§ **DATASET SECTION**
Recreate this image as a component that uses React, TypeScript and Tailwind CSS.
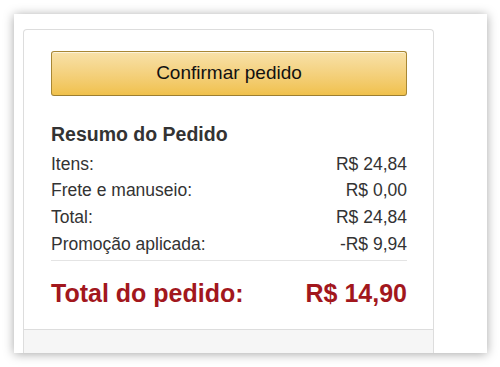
import React from 'react';

const rows = [
  { label: 'Itens:', value: 'R$ 24,84' },
  { label: 'Frete e manuseio:', value: 'R$ 0,00' },
  { label: 'Total:', value: 'R$ 24,84' },
  { label: 'Promoção aplicada:', value: '-R$ 9,94' },
];

const App: React.FC = () => {
  return (
    <div className="w-[500px] h-[367px] bg-white p-[14px] pr-[13px] font-['Liberation_Sans',Arial,sans-serif]">
      <div className="h-full bg-white shadow-[0_1px_10px_rgba(0,0,0,0.35)] pl-[9px] pt-[15px] flex">
        <div className="w-[411px] h-full border border-b-0 border-[#dddddd] rounded-t-[4px] flex flex-col">
          <div className="flex-1 pl-[27px] pr-[26px] pt-[21px]">
            <button className="w-full h-[45px] rounded-[3px] border border-[#a88734] border-b-[#9c7e31] bg-gradient-to-b from-[#f8e1a8] to-[#f0c14b] text-[19px] text-[#111] shadow-[inset_0_1px_0_rgba(255,255,255,0.6)]">
              Confirmar pedido
            </button>
            <h3 className="mt-[26px] text-[19.5px] leading-[24px] font-bold text-[#333]">Resumo do Pedido</h3>
            <div className="mt-[4.6px] text-[17.5px] leading-[26.7px] text-[#333]">
              {rows.map((r) => (
                <div key={r.label} className="flex justify-between">
                  <span>{r.label}</span>
                  <span>{r.value}</span>
                </div>
              ))}
            </div>
            <div className="mt-[3px] border-t border-[#e4e4e4]" />
            <div className="mt-[15.7px] flex justify-between text-[25px] leading-[32px] font-bold text-[#a2171d]">
              <span>Total do pedido:</span>
              <span>R$ 14,90</span>
            </div>
          </div>
          <div className="h-[24px] border-t border-[#dddddd] bg-[#f6f6f6]" />
        </div>
      </div>
    </div>
  );
};

export default App;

§ **WORK REQUIRED**
Transcribe the whole listing exactly. Pictures are excluded.

§ **WRITTEN SOLUTION**
Recreate this image as a component that uses React, TypeScript and Tailwind CSS.
import React from 'react';

const rows = [
  { label: 'Itens:', value: 'R$ 24,84' },
  { label: 'Frete e manuseio:', value: 'R$ 0,00' },
  { label: 'Total:', value: 'R$ 24,84' },
  { label: 'Promoção aplicada:', value: '-R$ 9,94' },
];

const App: React.FC = () => {
  return (
    <div className="w-[500px] h-[367px] bg-white p-[14px] pr-[13px] font-['Liberation_Sans',Arial,sans-serif]">
      <div className="h-full bg-white shadow-[0_1px_10px_rgba(0,0,0,0.35)] pl-[9px] pt-[15px] flex">
        <div className="w-[411px] h-full border border-b-0 border-[#dddddd] rounded-t-[4px] flex flex-col">
          <div className="flex-1 pl-[27px] pr-[26px] pt-[21px]">
            <button className="w-full h-[45px] rounded-[3px] border border-[#a88734] border-b-[#9c7e31] bg-gradient-to-b from-[#f8e1a8] to-[#f0c14b] text-[19px] text-[#111] shadow-[inset_0_1px_0_rgba(255,255,255,0.6)]">
              Confirmar pedido
            </button>
            <h3 className="mt-[26px] text-[19.5px] leading-[24px] font-bold text-[#333]">Resumo do Pedido</h3>
            <div className="mt-[4.6px] text-[17.5px] leading-[26.7px] text-[#333]">
              {rows.map((r) => (
                <div key={r.label} className="flex justify-between">
                  <span>{r.label}</span>
                  <span>{r.value}</span>
                </div>
              ))}
            </div>
            <div className="mt-[3px] border-t border-[#e4e4e4]" />
            <div className="mt-[15.7px] flex justify-between text-[25px] leading-[32px] font-bold text-[#a2171d]">
              <span>Total do pedido:</span>
              <span>R$ 14,90</span>
            </div>
          </div>
          <div className="h-[24px] border-t border-[#dddddd] bg-[#f6f6f6]" />
        </div>
      </div>
    </div>
  );
};

export default App;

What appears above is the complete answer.